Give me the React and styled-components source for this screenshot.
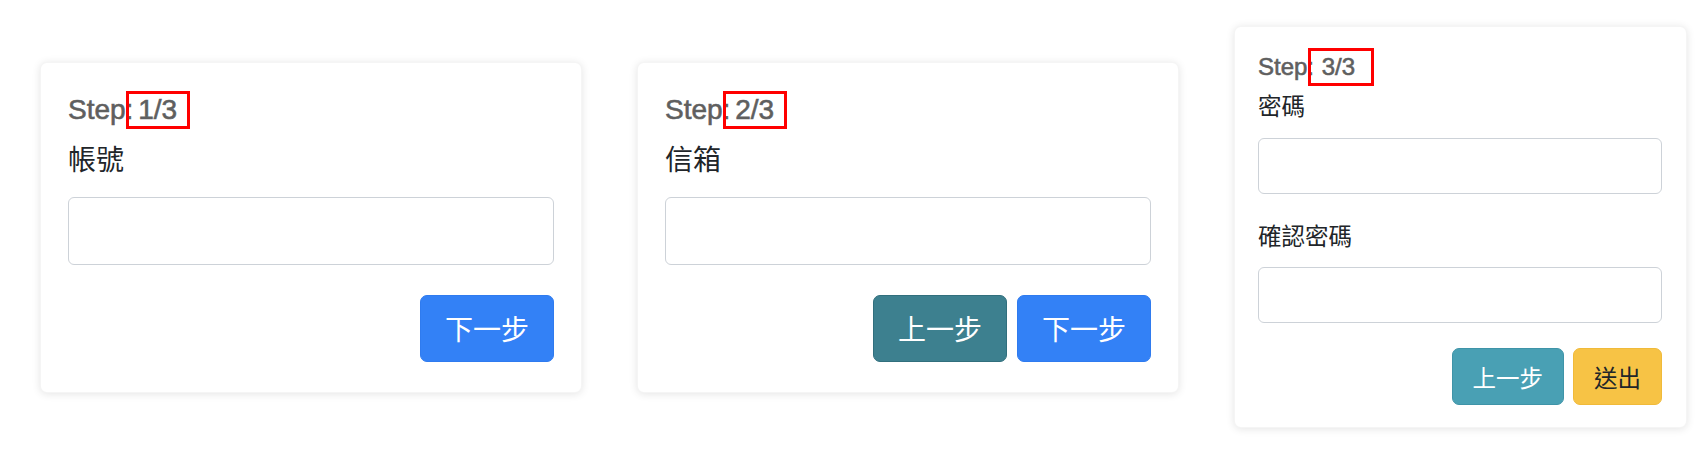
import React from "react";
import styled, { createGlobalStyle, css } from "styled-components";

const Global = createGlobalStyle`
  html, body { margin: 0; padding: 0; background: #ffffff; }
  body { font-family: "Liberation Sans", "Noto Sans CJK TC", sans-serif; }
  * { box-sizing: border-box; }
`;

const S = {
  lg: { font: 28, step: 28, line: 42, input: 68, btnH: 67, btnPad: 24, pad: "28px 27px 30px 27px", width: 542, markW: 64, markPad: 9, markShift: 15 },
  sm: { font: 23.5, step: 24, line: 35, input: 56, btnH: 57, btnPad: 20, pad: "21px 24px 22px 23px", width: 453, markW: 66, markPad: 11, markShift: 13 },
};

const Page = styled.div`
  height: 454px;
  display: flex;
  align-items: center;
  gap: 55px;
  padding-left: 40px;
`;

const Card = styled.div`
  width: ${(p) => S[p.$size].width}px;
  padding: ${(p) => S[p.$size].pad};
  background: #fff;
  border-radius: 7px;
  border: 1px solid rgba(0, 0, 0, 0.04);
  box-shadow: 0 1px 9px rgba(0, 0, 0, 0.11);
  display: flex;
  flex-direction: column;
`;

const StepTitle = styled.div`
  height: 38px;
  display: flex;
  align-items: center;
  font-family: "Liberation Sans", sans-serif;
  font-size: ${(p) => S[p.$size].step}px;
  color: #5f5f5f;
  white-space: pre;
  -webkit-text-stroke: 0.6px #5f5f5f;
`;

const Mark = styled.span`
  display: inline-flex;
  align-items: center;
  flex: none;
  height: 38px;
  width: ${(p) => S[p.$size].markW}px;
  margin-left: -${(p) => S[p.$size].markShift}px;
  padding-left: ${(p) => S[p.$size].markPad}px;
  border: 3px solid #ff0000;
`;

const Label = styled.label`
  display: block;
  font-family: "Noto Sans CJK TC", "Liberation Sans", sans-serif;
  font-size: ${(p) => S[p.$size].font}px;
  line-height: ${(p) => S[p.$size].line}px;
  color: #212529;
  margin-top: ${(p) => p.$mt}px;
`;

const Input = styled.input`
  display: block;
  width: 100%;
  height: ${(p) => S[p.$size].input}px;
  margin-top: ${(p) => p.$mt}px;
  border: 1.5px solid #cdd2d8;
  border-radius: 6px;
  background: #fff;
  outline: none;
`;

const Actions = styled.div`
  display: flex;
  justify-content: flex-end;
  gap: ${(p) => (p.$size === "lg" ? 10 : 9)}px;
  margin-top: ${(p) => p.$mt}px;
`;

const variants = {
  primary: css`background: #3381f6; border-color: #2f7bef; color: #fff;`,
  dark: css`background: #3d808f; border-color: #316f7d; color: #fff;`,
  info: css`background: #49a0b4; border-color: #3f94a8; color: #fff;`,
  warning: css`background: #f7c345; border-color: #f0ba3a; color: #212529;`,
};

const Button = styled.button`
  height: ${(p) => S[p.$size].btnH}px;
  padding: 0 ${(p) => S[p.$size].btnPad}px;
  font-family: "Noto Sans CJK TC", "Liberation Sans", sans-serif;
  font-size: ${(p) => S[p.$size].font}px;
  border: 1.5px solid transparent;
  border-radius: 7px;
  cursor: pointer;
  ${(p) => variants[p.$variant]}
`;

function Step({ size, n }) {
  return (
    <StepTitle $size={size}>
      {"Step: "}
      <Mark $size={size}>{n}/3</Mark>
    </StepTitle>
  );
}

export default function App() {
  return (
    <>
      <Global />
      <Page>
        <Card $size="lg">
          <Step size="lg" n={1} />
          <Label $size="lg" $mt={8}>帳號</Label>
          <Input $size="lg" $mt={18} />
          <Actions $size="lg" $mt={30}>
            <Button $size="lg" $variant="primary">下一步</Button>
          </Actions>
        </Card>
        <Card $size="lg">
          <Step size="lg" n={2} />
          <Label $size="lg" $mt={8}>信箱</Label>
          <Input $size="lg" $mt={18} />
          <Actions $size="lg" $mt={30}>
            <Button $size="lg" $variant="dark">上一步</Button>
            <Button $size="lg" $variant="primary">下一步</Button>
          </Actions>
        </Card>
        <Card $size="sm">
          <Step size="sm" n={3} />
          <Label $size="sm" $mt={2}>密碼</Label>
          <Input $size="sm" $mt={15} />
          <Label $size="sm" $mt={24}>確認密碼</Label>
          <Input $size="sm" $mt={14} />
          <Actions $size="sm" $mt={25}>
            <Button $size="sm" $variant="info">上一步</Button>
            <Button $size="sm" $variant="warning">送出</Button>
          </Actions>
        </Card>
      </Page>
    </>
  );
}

........

**What is being asked**. Reproduce the listing exactly. Leave its pictures out.

**Solution to this problem**.
Give me the React and styled-components source for this screenshot.
import React from "react";
import styled, { createGlobalStyle, css } from "styled-components";

const Global = createGlobalStyle`
  html, body { margin: 0; padding: 0; background: #ffffff; }
  body { font-family: "Liberation Sans", "Noto Sans CJK TC", sans-serif; }
  * { box-sizing: border-box; }
`;

const S = {
  lg: { font: 28, step: 28, line: 42, input: 68, btnH: 67, btnPad: 24, pad: "28px 27px 30px 27px", width: 542, markW: 64, markPad: 9, markShift: 15 },
  sm: { font: 23.5, step: 24, line: 35, input: 56, btnH: 57, btnPad: 20, pad: "21px 24px 22px 23px", width: 453, markW: 66, markPad: 11, markShift: 13 },
};

const Page = styled.div`
  height: 454px;
  display: flex;
  align-items: center;
  gap: 55px;
  padding-left: 40px;
`;

const Card = styled.div`
  width: ${(p) => S[p.$size].width}px;
  padding: ${(p) => S[p.$size].pad};
  background: #fff;
  border-radius: 7px;
  border: 1px solid rgba(0, 0, 0, 0.04);
  box-shadow: 0 1px 9px rgba(0, 0, 0, 0.11);
  display: flex;
  flex-direction: column;
`;

const StepTitle = styled.div`
  height: 38px;
  display: flex;
  align-items: center;
  font-family: "Liberation Sans", sans-serif;
  font-size: ${(p) => S[p.$size].step}px;
  color: #5f5f5f;
  white-space: pre;
  -webkit-text-stroke: 0.6px #5f5f5f;
`;

const Mark = styled.span`
  display: inline-flex;
  align-items: center;
  flex: none;
  height: 38px;
  width: ${(p) => S[p.$size].markW}px;
  margin-left: -${(p) => S[p.$size].markShift}px;
  padding-left: ${(p) => S[p.$size].markPad}px;
  border: 3px solid #ff0000;
`;

const Label = styled.label`
  display: block;
  font-family: "Noto Sans CJK TC", "Liberation Sans", sans-serif;
  font-size: ${(p) => S[p.$size].font}px;
  line-height: ${(p) => S[p.$size].line}px;
  color: #212529;
  margin-top: ${(p) => p.$mt}px;
`;

const Input = styled.input`
  display: block;
  width: 100%;
  height: ${(p) => S[p.$size].input}px;
  margin-top: ${(p) => p.$mt}px;
  border: 1.5px solid #cdd2d8;
  border-radius: 6px;
  background: #fff;
  outline: none;
`;

const Actions = styled.div`
  display: flex;
  justify-content: flex-end;
  gap: ${(p) => (p.$size === "lg" ? 10 : 9)}px;
  margin-top: ${(p) => p.$mt}px;
`;

const variants = {
  primary: css`background: #3381f6; border-color: #2f7bef; color: #fff;`,
  dark: css`background: #3d808f; border-color: #316f7d; color: #fff;`,
  info: css`background: #49a0b4; border-color: #3f94a8; color: #fff;`,
  warning: css`background: #f7c345; border-color: #f0ba3a; color: #212529;`,
};

const Button = styled.button`
  height: ${(p) => S[p.$size].btnH}px;
  padding: 0 ${(p) => S[p.$size].btnPad}px;
  font-family: "Noto Sans CJK TC", "Liberation Sans", sans-serif;
  font-size: ${(p) => S[p.$size].font}px;
  border: 1.5px solid transparent;
  border-radius: 7px;
  cursor: pointer;
  ${(p) => variants[p.$variant]}
`;

function Step({ size, n }) {
  return (
    <StepTitle $size={size}>
      {"Step: "}
      <Mark $size={size}>{n}/3</Mark>
    </StepTitle>
  );
}

export default function App() {
  return (
    <>
      <Global />
      <Page>
        <Card $size="lg">
          <Step size="lg" n={1} />
          <Label $size="lg" $mt={8}>帳號</Label>
          <Input $size="lg" $mt={18} />
          <Actions $size="lg" $mt={30}>
            <Button $size="lg" $variant="primary">下一步</Button>
          </Actions>
        </Card>
        <Card $size="lg">
          <Step size="lg" n={2} />
          <Label $size="lg" $mt={8}>信箱</Label>
          <Input $size="lg" $mt={18} />
          <Actions $size="lg" $mt={30}>
            <Button $size="lg" $variant="dark">上一步</Button>
            <Button $size="lg" $variant="primary">下一步</Button>
          </Actions>
        </Card>
        <Card $size="sm">
          <Step size="sm" n={3} />
          <Label $size="sm" $mt={2}>密碼</Label>
          <Input $size="sm" $mt={15} />
          <Label $size="sm" $mt={24}>確認密碼</Label>
          <Input $size="sm" $mt={14} />
          <Actions $size="sm" $mt={25}>
            <Button $size="sm" $variant="info">上一步</Button>
            <Button $size="sm" $variant="warning">送出</Button>
          </Actions>
        </Card>
      </Page>
    </>
  );
}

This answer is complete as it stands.